9 mo's off opiates... THoughts..

Your body is re adusting itself to being sober still..it can take a good amount of time, esp if you used for a lot of years. Don't use and set yourself back!
 
Id Say from personal expereince, and also from what they say in all the rehabs Ive been too, it takes a year for your body and mind to return back to normal, give or take.. Thats about what it took for me right around the 1 year 2 month mark.

It only takes one mistake to fuck that all up though,,,,,
 
Congrats! 9 months is a long time, especially when you see addicts on TV bragging about 9 DAYS (ahem, Intervention)

Drugs can be fun. Opiates are an escape from physical and emotional pain, but they're also an escape from boredom, self-doubt and inhibitions--the very feelings that are notorious for trigger relapses in addicts.

My advice is to talk to a doctor about how you're feeling. If you suffer from a mental health condition like depression, you'll never feel better until you address it. Not all depression manifests as sadness, uncontrollable crying and binge eating, especially in men. Feeling empty, bored, restless or anxious can also signal depression, so don't be too quick to dismiss it.

In the meantime I suggest finding a hobby, subject or pursuit that you can lose yourself in. Maybe it's work, fitness or just researching a particular subject of interest. Doesn't matter. Anything to keep you busy and avoiding boredom is positive (besides using). What are your passions? What intrigued you as a child...and before you started using drugs?
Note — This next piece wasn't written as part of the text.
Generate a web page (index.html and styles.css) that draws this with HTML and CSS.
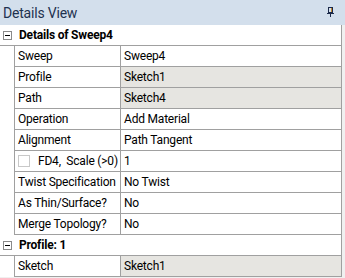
FILE: index.html
```html
<!DOCTYPE html>
<html lang="en">
<head>
  <meta charset="UTF-8" />
  <title>Details View</title>
  <link rel="stylesheet" href="styles.css">
</head>
<body>
  <div class="panel">
    <div class="title-bar">
      <span class="title">Details View</span>
      <svg class="pin" width="8" height="10" viewBox="0 0 8 10">
        <rect x="1.5" y="0.5" width="4" height="5" fill="none" stroke="#1c2a4a" stroke-width="1"/>
        <line x1="4.5" y1="1" x2="4.5" y2="5" stroke="#c98a2a" stroke-width="1"/>
        <line x1="0" y1="6.5" x2="7" y2="6.5" stroke="#1c2a4a" stroke-width="1"/>
        <line x1="3.5" y1="7" x2="3.5" y2="10" stroke="#1c2a4a" stroke-width="1"/>
      </svg>
    </div>

    <div class="grid">
      <div class="group">
        <span class="toggle"></span>
        <span class="group-name">Details of Sweep4</span>
      </div>
      <div class="row">
        <div class="name">Sweep</div>
        <div class="value">Sweep4</div>
      </div>
      <div class="row">
        <div class="name">Profile</div>
        <div class="value locked">Sketch1</div>
      </div>
      <div class="row">
        <div class="name">Path</div>
        <div class="value locked">Sketch4</div>
      </div>
      <div class="row">
        <div class="name">Operation</div>
        <div class="value">Add Material</div>
      </div>
      <div class="row">
        <div class="name">Alignment</div>
        <div class="value">Path Tangent</div>
      </div>
      <div class="row">
        <div class="name"><span class="check"></span>FD4,&nbsp; Scale (&gt;0)</div>
        <div class="value">1</div>
      </div>
      <div class="row">
        <div class="name">Twist Specification</div>
        <div class="value">No Twist</div>
      </div>
      <div class="row">
        <div class="name">As Thin/Surface?</div>
        <div class="value">No</div>
      </div>
      <div class="row">
        <div class="name">Merge Topology?</div>
        <div class="value">No</div>
      </div>
      <div class="group">
        <span class="toggle"></span>
        <span class="group-name">Profile: 1</span>
      </div>
      <div class="row">
        <div class="name">Sketch</div>
        <div class="value locked">Sketch1</div>
      </div>
    </div>
  </div>
</body>
</html>
```

FILE: styles.css
```css
body {
  margin: 0;
  font-family: Roboto, "Liberation Sans", sans-serif;
  font-size: 12px;
  color: #000;
  background: #f0f0f0;
}
.panel {
  width: 345px;
  height: 278px;
  overflow: hidden;
  background: #f0f0f0;
}
.title-bar {
  height: 25px;
  background: #d3dfec;
  display: flex;
  align-items: center;
  justify-content: space-between;
  padding: 0 10px 0 3px;
  box-sizing: border-box;
}
.title {
  font-size: 14px;
  color: #1e3250;
  letter-spacing: -0.2px;
}
.pin {
  display: block;
  margin-top: -2px;
}
.grid {
  width: 342px;
  background: #fff;
  letter-spacing: -0.2px;
}
.group {
  display: flex;
  align-items: center;
  height: 20px;
  border-bottom: 1px solid #a0a0a0;
  border-right: 1px solid #a0a0a0;
}
.toggle {
  position: relative;
  width: 7px;
  height: 7px;
  border: 1px solid #8a8a8a;
  margin-left: 3px;
  margin-right: 7px;
}
.toggle::after {
  content: "";
  position: absolute;
  left: 1px;
  right: 1px;
  top: 3px;
  height: 1px;
  background: #000;
}
.group-name {
  font-weight: bold;
}
.row {
  display: flex;
  height: 20px;
  margin-left: 14px;
  border-bottom: 1px solid #a0a0a0;
  border-left: 1px solid #a0a0a0;
  border-right: 1px solid #a0a0a0;
}
.name,
.value {
  display: flex;
  align-items: center;
  padding-left: 3px;
  white-space: nowrap;
  overflow: hidden;
}
.name {
  width: 102px;
  border-right: 1px solid #a0a0a0;
}
.value {
  flex: 1;
}
.locked {
  background: #e6e5e1;
}
.check {
  width: 10px;
  height: 10px;
  border: 1px solid #c8c8c8;
  margin-right: 8px;
  flex: none;
}
```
Start there.

Again, congrats on 9 months. The desire to get high may never leave completely, but in time you'll learn to identify the feelings and events that make the desire stronger and get better at avoiding or dealing with them.

Wishing you a happy 2011!
 
I just saw that a few responded to my rather long post and storty that o decided to write out for the op to give encouragement and support.

Someone asked how I found myself around dope after 24 yrs. Well we will just put it this way. Side job occupational hazzaed. I've had iheroin in front of me numerous times in the past several years. I have always been able to walk away. I was going through an incredibly hard time. Had lost my home of 14 yrs to foreclosure. Was very depressed. Was dealing with immense physical pain due to disease. Was mentally not well and this particular time I just caved.

It was there. It was like the perfect storm and I had lost so much and didn't have my kids with me for first time etc etc. All excuses but as I said the perfect storm. I got weak. I got very stupid. I used. It was great...................I immediately bout 2 gs........ I worke up next day ready to use. Too a glook at those gs...called a couple junkie friends and said come get this shit. Otherwise I'm going back down that rabbit hole........and will never come back out. They came. I gave it away and felt a weight lifted off my shoulders.

I know I will never use heroin or cocaine again. It was like testing my own boundaries. I know clearly what they are. The lines just got slightlblurred.

Ived kicked my ass over it plentym. I am done. I do though have some serious health issues and have to use opiates responsibly and as prescribed and I do walk the line between addiction and dependance daily.
I'm willing to offer my expertise to anyone fighting to get and stay clean and I hope my story helped inspire strength.

Peace prayers and good health to the op and everyone here in the darkside.